The record suggests that the court of appeals dismissed the city’s appeal before the trial court clerk ever transmitted the record to the court of appeals. Thus, it is quite possible that the trial court record contains a validly journalized entry denying the city’s motion for admission pro hac vice. On the record before us, however, we have no way of knowing whether the trial court actually journalized the order that is at the heart of this case.
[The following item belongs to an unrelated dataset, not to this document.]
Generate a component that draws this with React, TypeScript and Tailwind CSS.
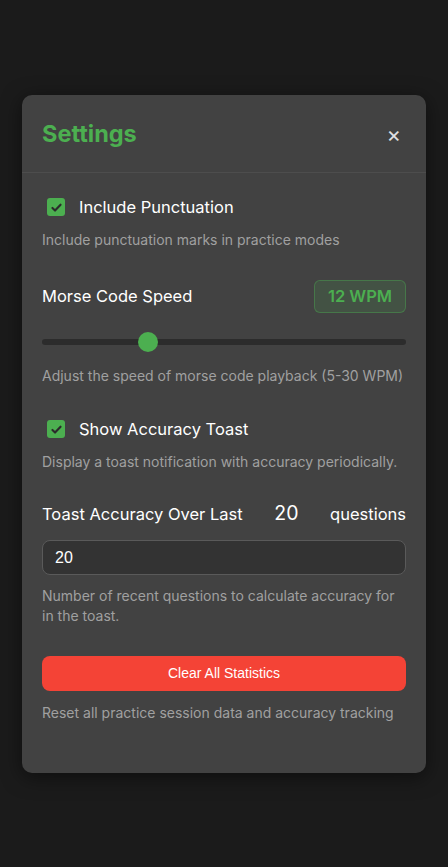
import React from "react";

function Check() {
  return (
    <span className="flex h-[18px] w-[18px] items-center justify-center rounded-[3px] bg-[#4caf50]">
      <svg width="13" height="13" viewBox="0 0 16 16" fill="none">
        <path d="M3 8.5l3.2 3.2L13 4.5" stroke="#2b2b2b" strokeWidth="2.6" strokeLinecap="round" strokeLinejoin="round" />
      </svg>
    </span>
  );
}

export default function App() {
  const font = { fontFamily: "Inter, 'Noto Sans', sans-serif" };
  return (
    <div className="flex min-h-[867px] w-full items-start justify-center bg-[#1b1b1b] pt-[95px]" style={font}>
      <div className="w-[404px] rounded-[10px] bg-[#424242] shadow-[0_4px_20px_rgba(0,0,0,0.5)]">
        <div className="flex h-[78px] items-center justify-between border-b border-[#4d4d4d] px-5">
          <h2 className="mt-[1px] text-[23.5px] font-bold text-[#4caf50]">Settings</h2>
          <span className="mr-[5px] text-[22px] leading-none text-[#e0e0e0]">×</span>
        </div>
        <div className="px-5 pb-[50px] pt-[22px]">
          <label className="flex h-6 items-center gap-[14px] pl-[5px] text-[16.5px] text-white">
            <Check />
            <span>Include Punctuation</span>
          </label>
          <p className="mt-[11px] text-[14px] leading-5 text-[#a0a0a0]">Include punctuation marks in practice modes</p>

          <div className="mt-[30px] flex h-[33px] items-center justify-between">
            <span className="text-[16.5px] text-white">Morse Code Speed</span>
            <span className="flex h-[33px] w-[92px] items-center justify-center rounded-[6px] border border-[#4caf50]/40 bg-[#4caf50]/15 text-[16.5px] font-semibold text-[#4caf50]">12 WPM</span>
          </div>
          <div className="relative mt-[19px] h-5">
            <div className="absolute left-0 right-0 top-[7px] h-[6px] rounded-full bg-[#2c2c2c]" />
            <div className="absolute left-[96px] top-0 h-5 w-5 rounded-full bg-[#4caf50]" />
          </div>
          <p className="mt-[14px] text-[14px] leading-5 text-[#a0a0a0]">Adjust the speed of morse code playback (5-30 WPM)</p>

          <label className="mt-[31px] flex h-6 items-center gap-[14px] pl-[5px] text-[16.5px] text-white">
            <Check />
            <span>Show Accuracy Toast</span>
          </label>
          <p className="mt-[11px] text-[14px] leading-5 text-[#a0a0a0]">Display a toast notification with accuracy periodically.</p>

          <div className="mt-[30px] flex h-6 items-center justify-between text-[16.5px] text-white">
            <span>Toast Accuracy Over Last</span>
            <span className="text-[19.5px]">20</span>
            <span>questions</span>
          </div>
          <div className="mt-[14px] flex h-[35px] items-center rounded-[8px] border border-[#5a5a5a] bg-[#333333] px-3 text-[16px] text-white" style={{ fontFamily: "'Liberation Sans', Arial, sans-serif" }}>
            20
          </div>
          <p className="mt-[11px] text-[14px] leading-5 text-[#a0a0a0]">Number of recent questions to calculate accuracy for in the toast.</p>

          <button className="mt-[30px] flex h-[35px] w-full items-center justify-center rounded-[8px] bg-[#f44336] text-[14px] text-white" style={{ fontFamily: "'Liberation Sans', Arial, sans-serif" }}>
            Clear All Statistics
          </button>
          <p className="mt-[12px] text-[14px] leading-5 text-[#a0a0a0]">Reset all practice session data and accuracy tracking</p>
        </div>
      </div>
    </div>
  );
}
We therefore cannot reach the issue upon which we granted review and should dismiss the cause as having been improvidently allowed.

Even if the issue had been properly presented to this court, I would nevertheless decline to join the majority’s summary disposition of the case. The majority decides this case “on the authority of R.C. 2505.02 and Guccione v. Hustler Magazine, Inc. (1985), 17 Ohio St.3d 88, 17 OBR 211, 477 N.E.2d 630,” making it appear as though the court of appeals failed to apply settled law in dismissing the appeal below. But the question presented to this court is not as simple as the majority’s summary reversal makes it appear.

In Guccione, this court decided that an order denying permission for out-of-state counsel to represent a litigant in a civil case was a final appealable order under the pre-H.B. 394 version of R.C. 2505.02. The court reasoned that such an order affected a “substantial right” and was made in a “special proceeding.” In concluding that the order was made in a special proceeding, the court applied the balancing test formulated in Amato v. Gen. Motors Corp. (1981), 67 Ohio St.2d 253, 21 O.O.3d 158, 423 N.E.2d 452. Under the Amato test, we evaluated whether an order was made in a special proceeding by balancing “the harm to the ‘prompt and orderly disposition of litigation,’ and the consequent waste of judicial resources, resulting from the allowance of an appeal, with the need for immediate review because appeal after final judgment is not practicable.” Id. at 258, 21 O.O.3d at 161, 423 N.E.2d at 456. Because a litigant would have little chance of mounting an effective postjudgment appeal of an order excluding out-of-state counsel, the Guccione court concluded that the Amato balancing test favored immediate appealability. Guccione, 17 Ohio St.3d at 90, 17 OBR at 212, 477 N.E.2d at 632.

Today’s summary reversal gives the impression that the Guccione rationale remains alive and well in Ohio law. To the contrary, however, the legal analysis underlying Guccione is no longer viable. R.C. 2505.02, as amended by H.B. 394, defines a “special proceeding” as “an action or proceeding that is specially created by statute and that prior to 1853 was not denoted as an action at law or a suit in equity.” R.C. 2505.02(A)(2). The amendment codified this court’s holding in Polikoff v. Adam (1993), 67 Ohio St.3d 100, 616 N.E.2d 213, which expressly overruled Amato and abandoned the balancing test that provided the foundation for Guccione’s holding. If the majority views Guccione as having some continued vitality under current R.C. 2505.02, notwithstanding that statute’s substantive amendments and this court’s holding in Polikoff, this court should explain to the bench and bar how that is so rather than simply citing it in a summary disposition.

Gustavson, Lewis & Jones Go., L.P.A., William M. Gustavson and Timothy Smith, for appellees.

Fay D. Dupuis, City Solicitor, and Richard Ganulin, Assistant City Solicitor, for appellants.

Moyer, C.J., concurs in the foregoing dissenting opinion.